Louis CK Black and White

There’s a quote from CK that’s stuck with me ever since I first heard it. It’s from his show Louie (“Cop Story,” Season 5, Episode 3, if you’re curious):

“When a person tells you that you hurt them, you don’t get to decide that you didn’t.”

The fact that the person who said this hurt people himself doesn’t make it any less true. Hell, it might even make it more true. If someone tells you that you hurt them, it’s time to shut up for a minute and listen to what the other person has to say. You’re probably going to learn something. And if you learn something, maybe you can change and make things better.

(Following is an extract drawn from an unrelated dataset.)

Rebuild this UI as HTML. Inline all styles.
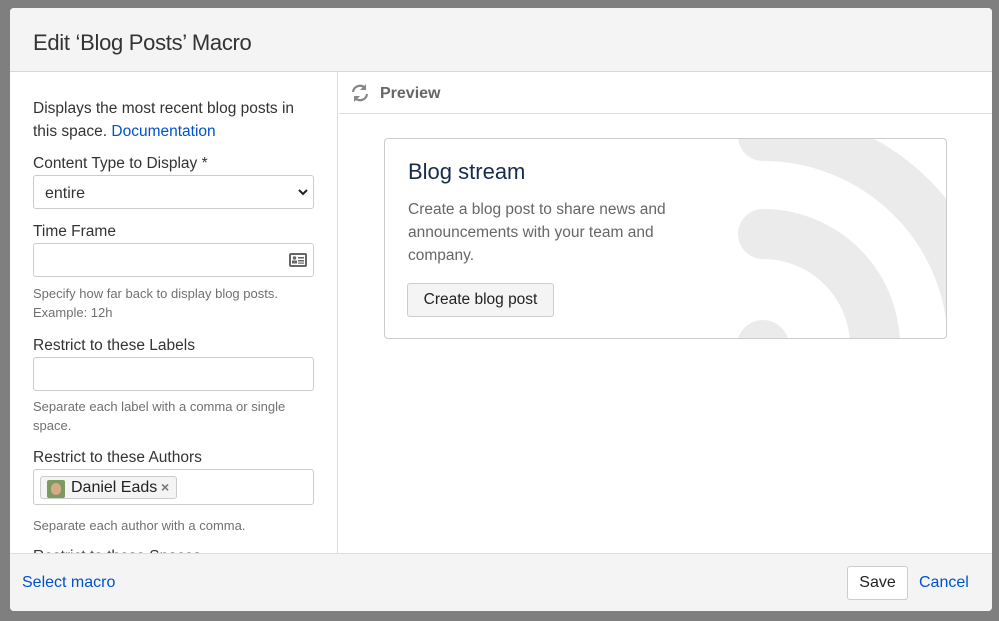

Right now we need to be listening to what Dana Min Goodman, Julia Wolov, Abby Schachner, Rebecca Corry, and others like them have to say. And we need to believe them. It may be unpleasant to hear, but it’s stuff that we need to learn. And only after we do that can we start changing and making things better.

See you next week.


  1. M-Wolverine

    I imagine things like this are harder to put aside. If a musician is a shit, well, his music might still be great. Few sing, write, and play their own instruments. If an actor or director is awful, the whole movie or show might be good. But with things a comic does, the act IS them. And they’re often revealing things about themselves, which makes it all fodder for reading into every line. Even if they’re acting, they’re rarely part of an ensemble. They regularly name their shows after them. That Phylicia Rashad seems ok isn’t really saving The Cosby Show.

    Can’t say this one hits me hard, because I think he fell into that good but overrated category, but what he does makes who he is hard to separate.

  2. frasersherman

    “From the people I’ve talked to about this, it seems like CK’s apology was a lot better received by men than it was by women. I think that maybe that’s because for most men, actions like CK’s are a hypothetical. ”
    And I suspect the hypothetical goes more like “Scarlett Johanssen sexually harasses me!” than “someone I find repulsive won’t take no for an answer.”